───── Records for the task ─────

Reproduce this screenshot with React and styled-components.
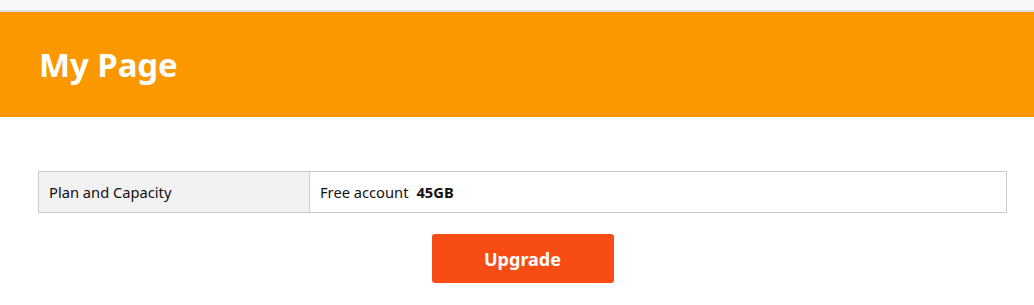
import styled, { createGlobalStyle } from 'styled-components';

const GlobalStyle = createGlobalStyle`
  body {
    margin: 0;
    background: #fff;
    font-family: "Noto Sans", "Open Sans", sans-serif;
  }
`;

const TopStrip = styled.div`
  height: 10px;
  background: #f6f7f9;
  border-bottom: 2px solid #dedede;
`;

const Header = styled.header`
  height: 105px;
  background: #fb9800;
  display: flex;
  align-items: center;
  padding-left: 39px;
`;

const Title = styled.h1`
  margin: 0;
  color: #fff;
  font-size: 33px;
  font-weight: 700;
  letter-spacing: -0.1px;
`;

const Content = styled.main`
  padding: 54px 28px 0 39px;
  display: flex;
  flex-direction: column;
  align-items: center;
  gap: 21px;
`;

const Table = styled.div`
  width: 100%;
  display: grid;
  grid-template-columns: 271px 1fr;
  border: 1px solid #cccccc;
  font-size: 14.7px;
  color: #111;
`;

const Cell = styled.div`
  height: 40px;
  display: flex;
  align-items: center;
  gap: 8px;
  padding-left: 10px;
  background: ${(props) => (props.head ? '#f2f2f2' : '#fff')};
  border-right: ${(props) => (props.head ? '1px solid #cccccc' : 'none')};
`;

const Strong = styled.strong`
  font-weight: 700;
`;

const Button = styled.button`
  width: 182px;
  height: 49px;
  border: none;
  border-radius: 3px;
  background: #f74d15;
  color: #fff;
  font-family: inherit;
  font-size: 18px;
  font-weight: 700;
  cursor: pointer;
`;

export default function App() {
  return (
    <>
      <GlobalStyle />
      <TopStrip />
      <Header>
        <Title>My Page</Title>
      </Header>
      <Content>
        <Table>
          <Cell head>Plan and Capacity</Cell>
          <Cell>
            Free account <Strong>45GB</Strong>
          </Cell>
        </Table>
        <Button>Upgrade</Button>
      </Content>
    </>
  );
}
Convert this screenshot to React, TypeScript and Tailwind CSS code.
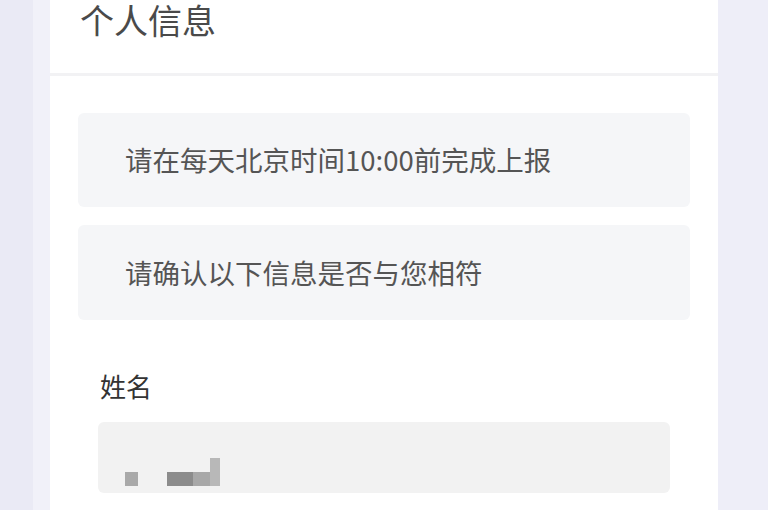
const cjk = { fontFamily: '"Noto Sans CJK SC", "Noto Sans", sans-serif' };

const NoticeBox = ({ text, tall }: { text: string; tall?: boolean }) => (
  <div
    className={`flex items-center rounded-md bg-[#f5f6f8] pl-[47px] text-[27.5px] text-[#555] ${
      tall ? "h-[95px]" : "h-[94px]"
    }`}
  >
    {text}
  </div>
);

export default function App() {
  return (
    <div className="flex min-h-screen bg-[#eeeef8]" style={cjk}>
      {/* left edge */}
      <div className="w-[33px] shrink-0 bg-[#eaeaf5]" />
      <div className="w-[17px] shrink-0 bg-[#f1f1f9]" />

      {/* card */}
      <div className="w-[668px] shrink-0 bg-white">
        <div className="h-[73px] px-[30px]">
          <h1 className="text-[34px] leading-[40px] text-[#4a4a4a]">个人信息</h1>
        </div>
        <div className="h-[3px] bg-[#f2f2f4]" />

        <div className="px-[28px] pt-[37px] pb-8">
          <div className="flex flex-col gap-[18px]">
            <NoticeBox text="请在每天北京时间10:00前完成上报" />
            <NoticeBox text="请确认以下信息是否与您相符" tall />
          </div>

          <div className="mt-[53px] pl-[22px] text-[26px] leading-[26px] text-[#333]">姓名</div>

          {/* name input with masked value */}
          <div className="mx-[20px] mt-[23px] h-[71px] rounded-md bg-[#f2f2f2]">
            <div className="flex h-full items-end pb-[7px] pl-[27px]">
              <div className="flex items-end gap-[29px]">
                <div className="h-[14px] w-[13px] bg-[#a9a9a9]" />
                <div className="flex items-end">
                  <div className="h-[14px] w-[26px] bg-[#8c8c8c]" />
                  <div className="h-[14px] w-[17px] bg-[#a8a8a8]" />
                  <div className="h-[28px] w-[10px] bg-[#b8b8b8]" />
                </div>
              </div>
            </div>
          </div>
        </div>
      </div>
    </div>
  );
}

─────
───── Records for the task ─────

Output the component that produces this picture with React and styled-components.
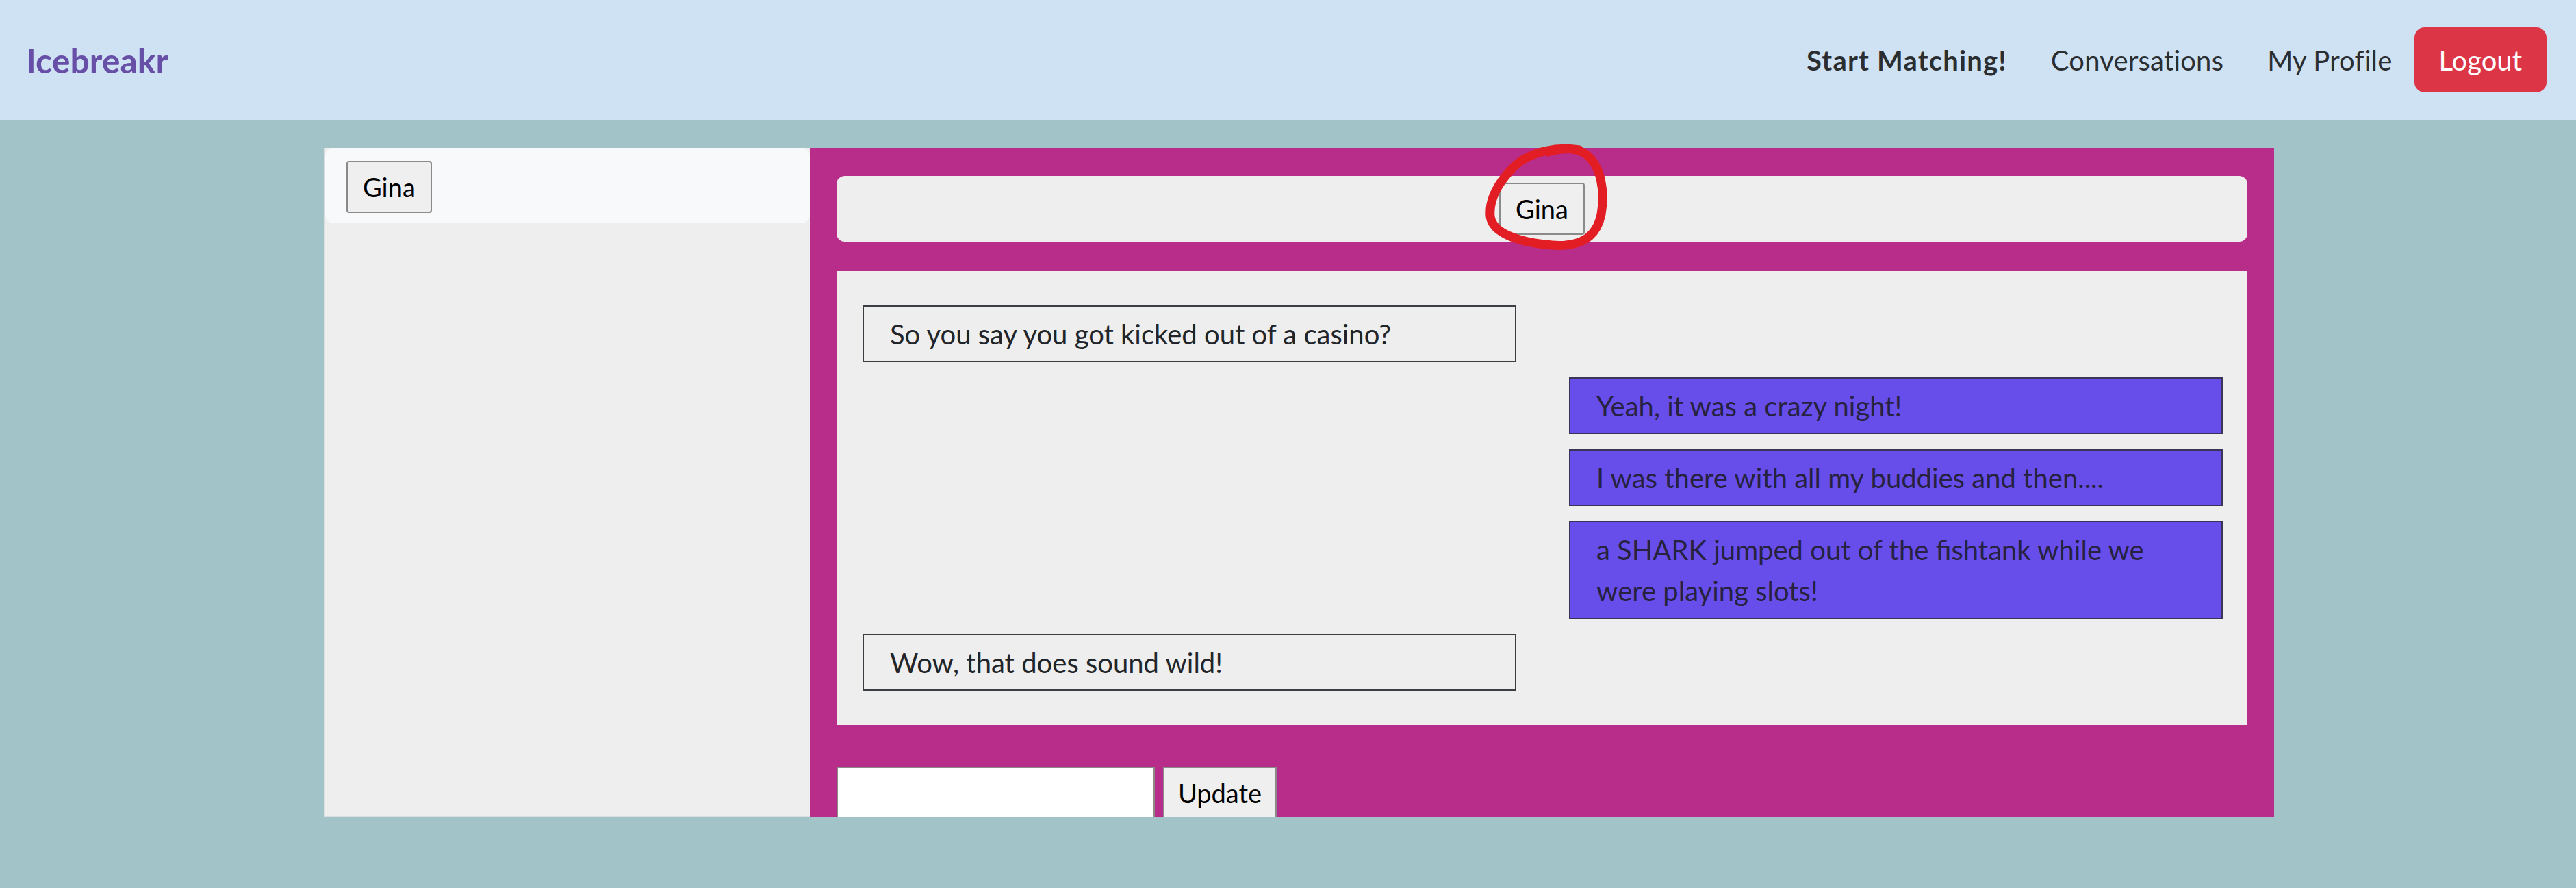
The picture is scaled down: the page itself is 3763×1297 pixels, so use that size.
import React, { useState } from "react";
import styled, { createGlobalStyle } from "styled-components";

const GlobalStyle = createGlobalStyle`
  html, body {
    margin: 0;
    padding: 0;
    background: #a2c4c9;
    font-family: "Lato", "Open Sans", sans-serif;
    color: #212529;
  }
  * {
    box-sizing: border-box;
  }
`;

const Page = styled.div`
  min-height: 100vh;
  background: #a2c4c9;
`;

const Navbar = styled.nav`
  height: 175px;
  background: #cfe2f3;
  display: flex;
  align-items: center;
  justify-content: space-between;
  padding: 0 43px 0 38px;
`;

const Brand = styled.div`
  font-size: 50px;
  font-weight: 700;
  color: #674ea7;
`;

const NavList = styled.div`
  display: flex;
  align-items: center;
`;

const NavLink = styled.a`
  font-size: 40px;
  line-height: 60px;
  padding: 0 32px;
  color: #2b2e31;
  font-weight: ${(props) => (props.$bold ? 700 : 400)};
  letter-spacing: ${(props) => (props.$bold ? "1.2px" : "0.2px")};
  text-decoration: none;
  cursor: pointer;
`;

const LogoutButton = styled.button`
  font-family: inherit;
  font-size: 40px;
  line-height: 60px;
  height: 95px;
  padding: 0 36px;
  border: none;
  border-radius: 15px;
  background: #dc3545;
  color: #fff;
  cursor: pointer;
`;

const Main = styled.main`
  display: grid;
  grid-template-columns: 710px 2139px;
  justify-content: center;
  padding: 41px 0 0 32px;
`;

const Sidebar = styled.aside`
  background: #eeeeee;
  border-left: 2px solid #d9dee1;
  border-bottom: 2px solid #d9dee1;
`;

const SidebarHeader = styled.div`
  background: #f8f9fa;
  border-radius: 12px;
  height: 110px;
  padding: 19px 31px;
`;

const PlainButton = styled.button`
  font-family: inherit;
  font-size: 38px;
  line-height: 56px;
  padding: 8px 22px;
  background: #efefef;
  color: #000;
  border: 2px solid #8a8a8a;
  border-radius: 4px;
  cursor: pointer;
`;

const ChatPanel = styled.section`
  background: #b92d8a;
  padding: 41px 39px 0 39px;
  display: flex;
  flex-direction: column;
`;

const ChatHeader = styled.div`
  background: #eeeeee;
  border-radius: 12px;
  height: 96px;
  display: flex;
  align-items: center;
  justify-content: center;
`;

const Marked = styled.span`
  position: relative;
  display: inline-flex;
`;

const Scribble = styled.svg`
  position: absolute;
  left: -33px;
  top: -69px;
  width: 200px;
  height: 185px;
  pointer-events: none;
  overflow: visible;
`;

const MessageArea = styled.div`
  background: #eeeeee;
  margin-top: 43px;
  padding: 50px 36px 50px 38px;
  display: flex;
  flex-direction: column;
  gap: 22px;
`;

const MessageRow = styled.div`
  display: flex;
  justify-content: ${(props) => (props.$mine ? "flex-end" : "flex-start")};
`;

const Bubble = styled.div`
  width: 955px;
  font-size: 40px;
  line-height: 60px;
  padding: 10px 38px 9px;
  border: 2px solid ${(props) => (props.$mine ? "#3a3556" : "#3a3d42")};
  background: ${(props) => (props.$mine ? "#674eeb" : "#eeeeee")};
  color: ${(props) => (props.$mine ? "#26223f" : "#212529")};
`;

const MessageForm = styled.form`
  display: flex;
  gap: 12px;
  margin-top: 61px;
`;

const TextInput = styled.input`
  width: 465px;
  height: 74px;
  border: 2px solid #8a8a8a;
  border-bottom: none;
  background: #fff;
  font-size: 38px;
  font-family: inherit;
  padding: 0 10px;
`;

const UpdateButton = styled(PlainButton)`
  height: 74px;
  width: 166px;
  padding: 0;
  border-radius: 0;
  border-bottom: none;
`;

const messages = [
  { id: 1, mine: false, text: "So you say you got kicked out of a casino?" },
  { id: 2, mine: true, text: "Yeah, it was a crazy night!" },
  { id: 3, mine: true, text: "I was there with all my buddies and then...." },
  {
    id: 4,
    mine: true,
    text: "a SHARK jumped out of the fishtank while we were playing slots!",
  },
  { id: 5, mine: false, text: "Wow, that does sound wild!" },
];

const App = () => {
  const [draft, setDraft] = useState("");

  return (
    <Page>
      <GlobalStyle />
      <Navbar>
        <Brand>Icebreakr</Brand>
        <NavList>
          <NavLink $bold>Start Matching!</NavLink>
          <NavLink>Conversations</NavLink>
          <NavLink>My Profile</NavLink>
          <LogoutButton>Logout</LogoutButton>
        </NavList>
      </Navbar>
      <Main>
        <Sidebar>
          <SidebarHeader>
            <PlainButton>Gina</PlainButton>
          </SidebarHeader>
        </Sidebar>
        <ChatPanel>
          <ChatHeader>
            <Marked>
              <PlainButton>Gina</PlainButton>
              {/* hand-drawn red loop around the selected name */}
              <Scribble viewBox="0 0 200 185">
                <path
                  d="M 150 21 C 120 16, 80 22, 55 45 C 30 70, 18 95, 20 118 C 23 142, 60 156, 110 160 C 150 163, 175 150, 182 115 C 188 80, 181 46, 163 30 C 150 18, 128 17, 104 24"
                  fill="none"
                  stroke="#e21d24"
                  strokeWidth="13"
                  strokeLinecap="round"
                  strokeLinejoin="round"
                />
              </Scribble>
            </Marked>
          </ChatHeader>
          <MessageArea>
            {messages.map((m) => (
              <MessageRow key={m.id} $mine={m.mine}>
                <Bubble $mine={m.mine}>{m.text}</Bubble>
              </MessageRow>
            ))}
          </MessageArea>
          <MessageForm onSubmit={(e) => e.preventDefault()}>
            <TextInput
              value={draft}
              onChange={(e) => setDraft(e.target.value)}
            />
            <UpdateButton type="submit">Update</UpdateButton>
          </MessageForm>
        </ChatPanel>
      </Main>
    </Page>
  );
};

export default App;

─────

## Written request
Return a copy of every line that includes the word "screenshot".

## Reply to the task
Reproduce this screenshot with React and styled-components.
Convert this screenshot to React, TypeScript and Tailwind CSS code.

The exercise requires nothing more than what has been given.